* Exercise prompt: Which lines in the records below contain the word "this"? Copy each of them.

-- Start of Dataset entries --

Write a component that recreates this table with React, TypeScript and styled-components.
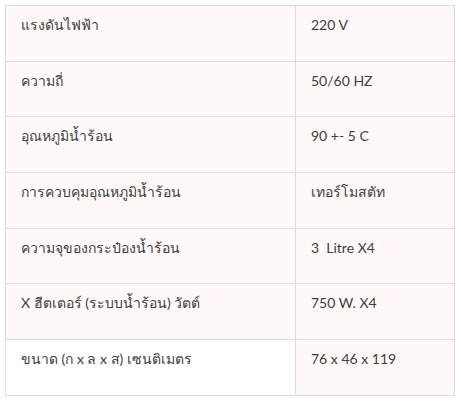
import { createGlobalStyle } from 'styled-components'
import styled from 'styled-components'

const Global = createGlobalStyle`
  body {
    margin: 0;
    background: #fff;
    font-family: Lato, "Noto Sans", "DejaVu Sans", sans-serif;
  }
`

const Page = styled.div`
  padding: 5px;
`

const Table = styled.table`
  width: 450px;
  border-collapse: collapse;
  background: #fff8f8;
  border: 1px solid #dcdcdc;
`

const Row = styled.tr`
  height: 55.7px;
`

const Cell = styled.td<{ $plain?: boolean; $width?: number }>`
  border: 1px solid #dcdcdc;
  vertical-align: top;
  padding: 7px 15px 0;
  font-size: 14px;
  line-height: 24px;
  color: #404040;
  white-space: pre;
  width: ${p => (p.$width ? `${p.$width}px` : 'auto')};
  background: ${p => (p.$plain ? '#fff' : 'transparent')};
`

const specs: [string, string][] = [
  ['แรงดันไฟฟ้า', '220 V'],
  ['ความถี่', '50/60 HZ'],
  ['อุณหภูมิน้ำร้อน', '90 +- 5 C'],
  ['การควบคุมอุณหภูมิน้ำร้อน', 'เทอร์โมสตัท'],
  ['ความจุของกระป๋องน้ำร้อน', '3  Litre X4'],
  ['X ฮีตเตอร์ (ระบบน้ำร้อน) วัตต์', '750 W. X4'],
  ['ขนาด (ก x ล x ส) เซนติเมตร', '76 x 46 x 119'],
]

export default function App() {
  return (
    <>
      <Global />
      <Page>
        <Table>
          <tbody>
            {specs.map(([label, value], i) => (
              <Row key={label}>
                <Cell $width={259} $plain={i === specs.length - 1}>{label}</Cell>
                <Cell>{value}</Cell>
              </Row>
            ))}
          </tbody>
        </Table>
      </Page>
    </>
  )
}
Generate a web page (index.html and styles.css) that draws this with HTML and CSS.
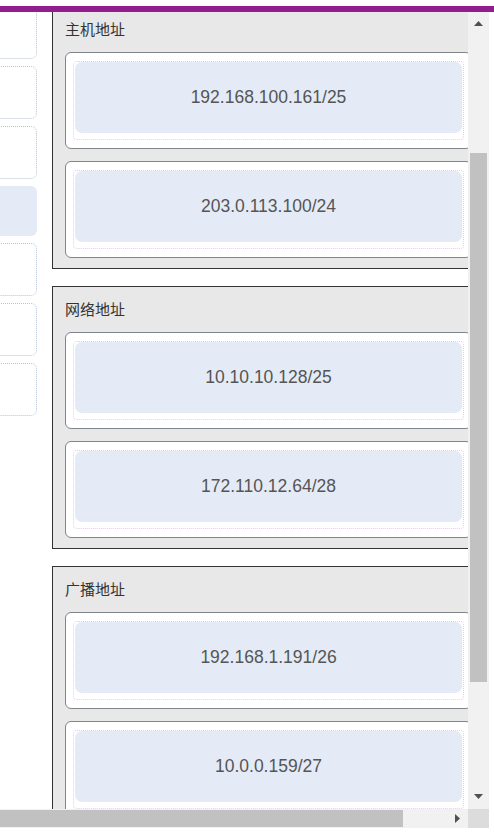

-- End of Dataset entries --

* Exercise answer:
Write a component that recreates this table with React, TypeScript and styled-components.
Generate a web page (index.html and styles.css) that draws this with HTML and CSS.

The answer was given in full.